Every measurement of the same type was taken from a different sample, i.e., no technical replicates were produced. The reproducibility of the findings was assessed by incorporating orthogonal evidence. For example, publicly available MethylationEPIC array data from T-ALL25 and AML26 were used to confirm that CIMP patients exhibit strong methylation signatures similar to those of ETP-ALL. Randomization was not applicable to the current study because CIMP leukemias were compared to those without this phenotype. Patients included in control groups (AML, T-ALL) were selected in such a way that they reflected the variety of mutational backgrounds in those leukemias. Donors for CD34+ cells were randomly selected.

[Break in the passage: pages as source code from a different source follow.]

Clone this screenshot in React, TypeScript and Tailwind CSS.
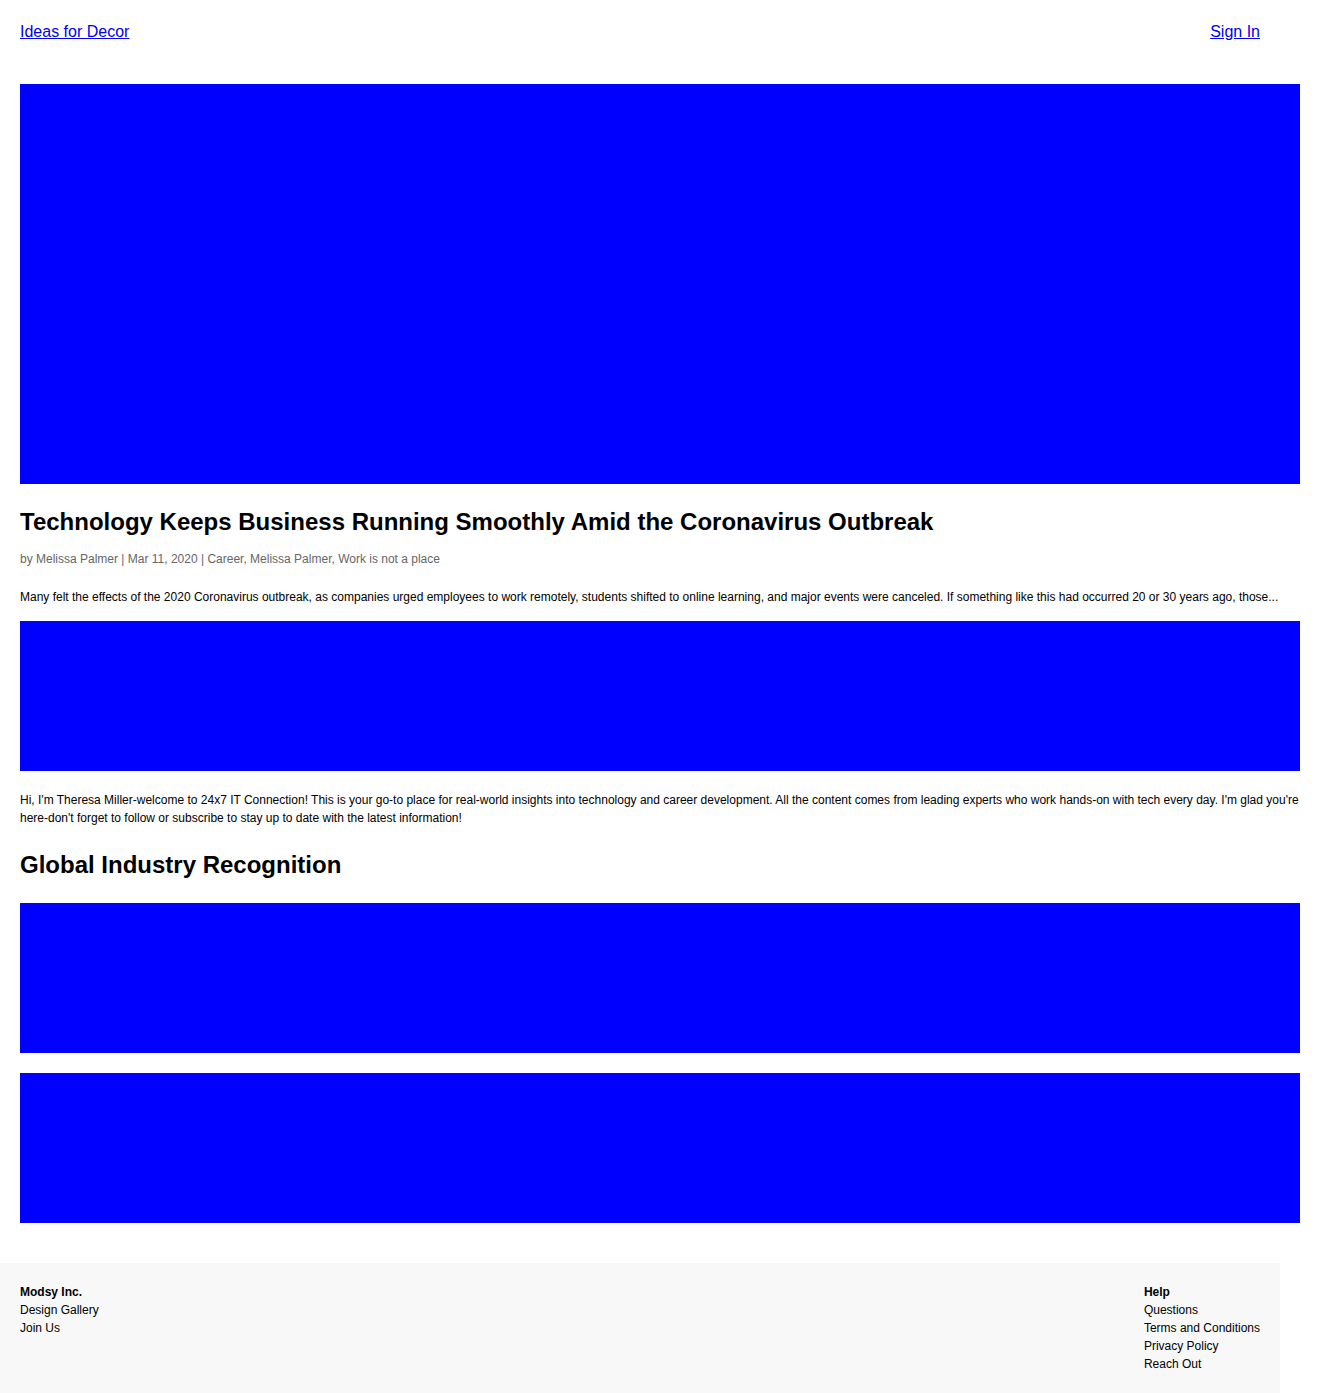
export default function App() {
  const font = { fontFamily: '"Liberation Sans", Arial, sans-serif' };
  return (
    <div className="bg-white text-black w-[1320px]" style={font}>
      <header className="w-[1280px] flex justify-between items-center px-5 py-5 text-base leading-6">
        <a href="#" className="text-[#0000ee] underline">Ideas for Decor</a>
        <a href="#" className="text-[#0000ee] underline">Sign In</a>
      </header>
      <main className="px-5 pt-5 pb-10">
        <div className="h-[400px] bg-[#0000ff]" />
        <h1 className="mt-6 text-2xl font-bold leading-[normal]">
          Technology Keeps Business Running Smoothly Amid the Coronavirus Outbreak
        </h1>
        <p className="mt-[14px] text-xs leading-[18px] text-[#666666]">
          by Melissa Palmer | Mar 11, 2020 | Career, Melissa Palmer, Work is not a place
        </p>
        <p className="mt-5 text-xs leading-[18px]">
          Many felt the effects of the 2020 Coronavirus outbreak, as companies urged employees to work remotely, students shifted to online learning, and major events were canceled. If something like this had occurred 20 or 30 years ago, those...
        </p>
        <div className="mt-[15px] h-[150px] bg-[#0000ff]" />
        <p className="mt-5 text-xs leading-[18px]">
          Hi, I'm Theresa Miller-welcome to 24x7 IT Connection! This is your go-to place for real-world insights into technology and career development. All the content comes from leading experts who work hands-on with tech every day. I'm glad you're here-don't forget to follow or subscribe to stay up to date with the latest information!
        </p>
        <h2 className="mt-6 mb-6 text-2xl font-bold leading-[normal]">Global Industry Recognition</h2>
        <div className="flex flex-col gap-5">
          <div className="h-[150px] bg-[#0000ff]" />
          <div className="h-[150px] bg-[#0000ff]" />
        </div>
      </main>
      <footer className="w-[1280px] bg-[#f8f8f8] p-5 flex justify-between text-xs leading-[18px]">
        <div className="flex flex-col">
          <span className="font-bold">Modsy Inc.</span>
          <a href="#">Design Gallery</a>
          <a href="#">Join Us</a>
        </div>
        <div className="flex flex-col">
          <span className="font-bold">Help</span>
          <a href="#">Questions</a>
          <a href="#">Terms and Conditions</a>
          <a href="#">Privacy Policy</a>
          <a href="#">Reach Out</a>
        </div>
      </footer>
    </div>
  );
}
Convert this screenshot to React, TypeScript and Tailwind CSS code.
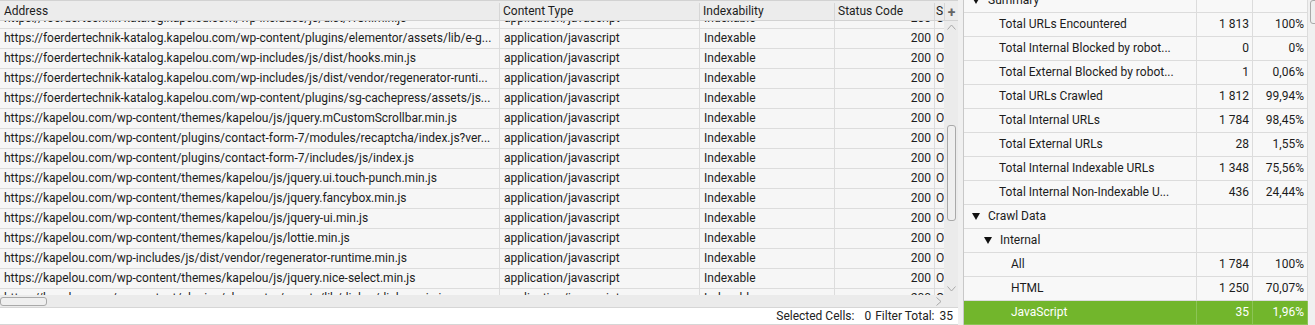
import React from "react";

const leftRows: string[] = [
  "https://foerdertechnik-katalog.kapelou.com/wp-includes/js/dist/i18n.min.js",
  "https://foerdertechnik-katalog.kapelou.com/wp-content/plugins/elementor/assets/lib/e-g...",
  "https://foerdertechnik-katalog.kapelou.com/wp-includes/js/dist/hooks.min.js",
  "https://foerdertechnik-katalog.kapelou.com/wp-includes/js/dist/vendor/regenerator-runti...",
  "https://foerdertechnik-katalog.kapelou.com/wp-content/plugins/sg-cachepress/assets/js...",
  "https://kapelou.com/wp-content/themes/kapelou/js/jquery.mCustomScrollbar.min.js",
  "https://kapelou.com/wp-content/plugins/contact-form-7/modules/recaptcha/index.js?ver...",
  "https://kapelou.com/wp-content/plugins/contact-form-7/includes/js/index.js",
  "https://kapelou.com/wp-content/themes/kapelou/js/jquery.ui.touch-punch.min.js",
  "https://kapelou.com/wp-content/themes/kapelou/js/jquery.fancybox.min.js",
  "https://kapelou.com/wp-content/themes/kapelou/js/jquery-ui.min.js",
  "https://kapelou.com/wp-content/themes/kapelou/js/lottie.min.js",
  "https://kapelou.com/wp-includes/js/dist/vendor/regenerator-runtime.min.js",
  "https://kapelou.com/wp-content/themes/kapelou/js/jquery.nice-select.min.js",
  "https://kapelou.com/wp-content/plugins/elementor/assets/lib/dialog/dialog.min.js",
];

type RRow = {
  label: string;
  num?: string;
  pct?: string;
  level: number;
  tri?: boolean;
  sel?: boolean;
};

const rightRows: RRow[] = [
  { label: "Summary", level: 0, tri: true },
  { label: "Total URLs Encountered", num: "1 813", pct: "100%", level: 2 },
  { label: "Total Internal Blocked by robot...", num: "0", pct: "0%", level: 2 },
  { label: "Total External Blocked by robot...", num: "1", pct: "0,06%", level: 2 },
  { label: "Total URLs Crawled", num: "1 812", pct: "99,94%", level: 2 },
  { label: "Total Internal URLs", num: "1 784", pct: "98,45%", level: 2 },
  { label: "Total External URLs", num: "28", pct: "1,55%", level: 2 },
  { label: "Total Internal Indexable URLs", num: "1 348", pct: "75,56%", level: 2 },
  { label: "Total Internal Non-Indexable U...", num: "436", pct: "24,44%", level: 2 },
  { label: "Crawl Data", level: 0, tri: true },
  { label: "Internal", level: 1, tri: true },
  { label: "All", num: "1 784", pct: "100%", level: 3 },
  { label: "HTML", num: "1 250", pct: "70,07%", level: 3 },
  { label: "JavaScript", num: "35", pct: "1,96%", level: 3, sel: true },
  { label: "", level: 3 },
];

function Tri() {
  return (
    <svg width="8" height="7" viewBox="0 0 8 7" className="shrink-0">
      <polygon points="0,0 8,0 4,7" fill="#111" />
    </svg>
  );
}

function ChevUp() {
  return (
    <svg width="9" height="6" viewBox="0 0 9 6">
      <polyline points="0.5,5.5 4.5,1 8.5,5.5" fill="none" stroke="#a8a8a8" strokeWidth="1" />
    </svg>
  );
}
function ChevDown() {
  return (
    <svg width="9" height="6" viewBox="0 0 9 6">
      <polyline points="0.5,0.5 4.5,5 8.5,0.5" fill="none" stroke="#a8a8a8" strokeWidth="1" />
    </svg>
  );
}
function ChevRight() {
  return (
    <svg width="6" height="9" viewBox="0 0 6 9">
      <polyline points="0.5,0.5 5,4.5 0.5,8.5" fill="none" stroke="#a8a8a8" strokeWidth="1" />
    </svg>
  );
}

export default function App() {
  return (
    <div
      className="flex h-[325px] w-[1315px] overflow-hidden bg-[#f0f0f0] text-[12px] text-[#1c1c1c]"
      style={{ fontFamily: "Roboto, 'Liberation Sans', sans-serif" }}
    >
      {/* Left panel */}
      <div className="flex w-[958px] shrink-0 flex-col">
        <div className="flex h-[307px] flex-col overflow-hidden">
          {/* header */}
          <div className="flex h-[21px] shrink-0 border-t border-b border-[#d2d2d2] bg-[#ececec] pt-[2px] leading-[17px]">
            <div className="w-[500px] shrink-0 border-r border-[#d6d6d6] pl-[4px]">Address</div>
            <div className="w-[200px] shrink-0 border-r border-[#d6d6d6] pl-[3px]">Content Type</div>
            <div className="w-[135px] shrink-0 border-r border-[#d6d6d6] pl-[3px]">Indexability</div>
            <div className="w-[100px] shrink-0 border-r border-[#d6d6d6] pl-[3px]">Status Code</div>
            <div className="w-[9px] shrink-0 overflow-hidden pl-[1px]">S</div>
            <div className="flex w-[14px] shrink-0 items-center justify-center border-l border-[#d6d6d6] text-[14px] font-bold leading-none text-[#666]">
              +
            </div>
          </div>
          {/* body */}
          <div className="flex min-h-0 flex-1">
            <div className="flex w-[944px] shrink-0 flex-col">
              <div className="min-h-0 flex-1 overflow-hidden bg-white">
                <div className="-mt-[12px]">
                  {leftRows.map((u, i) => (
                    <div key={i} className="flex h-[20px] border-b border-[#dcdcdc] bg-[#f6f6f6] leading-[19px]">
                      <div className="w-[500px] shrink-0 overflow-hidden whitespace-nowrap border-r border-[#dcdcdc] pl-[4px]">
                        {u}
                      </div>
                      <div className="w-[200px] shrink-0 border-r border-[#dcdcdc] pl-[4px]">application/javascript</div>
                      <div className="w-[135px] shrink-0 border-r border-[#dcdcdc] pl-[4px]">Indexable</div>
                      <div className="w-[100px] shrink-0 border-r border-[#dcdcdc] pr-[3px] text-right">200</div>
                      <div className="w-[9px] shrink-0 overflow-hidden whitespace-nowrap pl-[1px]">OK</div>
                    </div>
                  ))}
                </div>
              </div>
              {/* horizontal scrollbar */}
              <div className="flex h-[12px] shrink-0 items-center bg-[#ebebeb]">
                <div className="h-[9px] w-[47px] rounded-[3px] border border-[#a9a9a9] bg-[#efefef]" />
                <div className="flex-1" />
                <div className="flex w-[10px] items-center justify-center">
                  <ChevRight />
                </div>
              </div>
            </div>
            {/* vertical scrollbar */}
            <div className="flex w-[14px] shrink-0 flex-col items-center bg-[#ebebeb] pt-[3px]">
              <ChevUp />
              <div className="mt-[95px] h-[96px] w-[9px] rounded-[3px] border border-[#a9a9a9] bg-[#efefef]" />
              <div className="flex-1" />
              <div className="mb-[15px]">
                <ChevDown />
              </div>
            </div>
          </div>
        </div>
        {/* status bar */}
        <div className="flex h-[18px] shrink-0 items-center justify-end border-t border-b border-[#d6d6d6] bg-white pr-[5px] text-[#222]">
          <span>Selected Cells:</span>
          <span className="ml-[10px]">0</span>
          <span className="ml-[4px]">Filter Total:</span>
          <span className="ml-[5px]">35</span>
        </div>
      </div>

      {/* splitter */}
      <div className="w-[5px] shrink-0 bg-[#f0f0f0]" />

      {/* Right panel */}
      <div className="flex min-w-0 flex-1 border-l border-[#c8c8c8] bg-white">
        <div className="min-w-0 flex-1 overflow-hidden">
          <div className="-mt-[11px]">
            {rightRows.map((r, i) => {
              const pad = r.tri ? (r.level === 0 ? 8 : 20) : r.level === 2 ? 35 : 47;
              return (
                <div
                  key={i}
                  className={
                    "flex h-[24px] border-b leading-[23px] " +
                    (r.sel ? "border-[#8cc456] bg-[#72b62c] text-white" : "border-[#dcdcdc] bg-[#f8f8f8]")
                  }
                >
                  <div
                    className={
                      "flex w-[233px] shrink-0 items-center overflow-hidden whitespace-nowrap border-r " +
                      (r.sel ? "border-[#8cc456]" : "border-[#dcdcdc]")
                    }
                    style={{ paddingLeft: pad }}
                  >
                    {r.tri && (
                      <span className="mr-[8px] flex items-center">
                        <Tri />
                      </span>
                    )}
                    <span>{r.label}</span>
                  </div>
                  <div
                    className={
                      "w-[56px] shrink-0 border-r pr-[3px] text-right " +
                      (r.sel ? "border-[#8cc456]" : "border-[#dcdcdc]")
                    }
                  >
                    {r.num}
                  </div>
                  <div
                    className={
                      "w-[55px] shrink-0 border-r pr-[3px] text-right " +
                      (r.sel ? "border-[#8cc456]" : "border-[#dcdcdc]")
                    }
                  >
                    {r.pct}
                  </div>
                </div>
              );
            })}
          </div>
        </div>
        <div className="w-[7px] shrink-0 bg-[#f0f0f0] pl-[2px]">
          <div className="h-[24px] w-[10px] rounded-[3px] border border-[#a9a9a9] bg-[#efefef]" />
        </div>
      </div>
    </div>
  );
}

The statistical tests used in the analysis of these data are described in the corresponding section of the Methods and, when appropriate, in the legends of the visual elements where the results of these analyses are presented. Generally, we used a two-sided Wald test for count data derived from omics techniques; a two-sided Wilcoxon test for pairwise comparisons of other data, such as average methylation levels at different genomics features; and a Fisher’s exact test for enrichment (one-sided) and association (two-sided) analyses.

Reporting summary

Further information on research design is available in the Nature Portfolio Reporting Summary linked to this article.